The railroads also played an important role in the settlement and industrialization of the Midwest. Fast, affordable train travel brought people into Ohio, Indiana, and Illinois. As the populations of these states grew, new towns and industries developed.

Picturing History

The defeat of the train Tom Thumb in 1830 did not mean the end of the steam engine. The first successful use of a steam locomotive in the United States took place in South Carolina in 1831. In 1860 which regions of the United States had the most Miles of railroad track?

Faster Communication

The growth of industry and the new pace of travel created a need for faster methods of com­munication. The telegraph—an apparatus that used electric signals to transmit messages—filled that need.

Samuel Morse, an American inventor, had been seeking support for a system of telegraph lines. On May 24, 1844, Morse got the chance to demonstrate that he could send messages instantly along wires. As a crowd in the U.S. cap­ital watched, Morse tapped in the words, "What hath God wrought!" A few moments later, the telegraph operator in Baltimore sent the same message back in reply. The telegraph worked! Soon telegraph messages were flashing back and forth between Washington and Baltimore.

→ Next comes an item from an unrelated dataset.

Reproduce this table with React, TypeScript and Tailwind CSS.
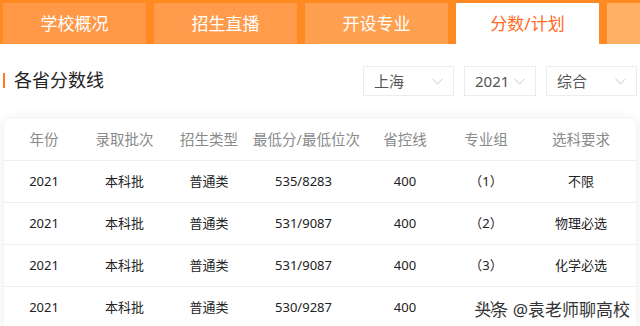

Morse transmitted his message in Morse code, a series of dots and dashes representing the letters of the alphabet. A skilled Morse code operator could rapidly tap out words in the dot-­and-dash alphabet. Americans adopted the tele­graph eagerly. A British visitor marveled at the speed with which Americans formed telegraph companies and erected telegraph lines. Ameri­cans, he wrote, were driven to "annihilate [wipe out] distance" in their vast country. By 1852 the United States was operating about 23,000 miles of telegraph lines.

Reading Check Explaining How did canals and rail­ways change transportation?



The railroads gave farmers access to new markets to sell their products. Advances in tech­nology allowed farmers to greatly increase the size of the harvest they produced.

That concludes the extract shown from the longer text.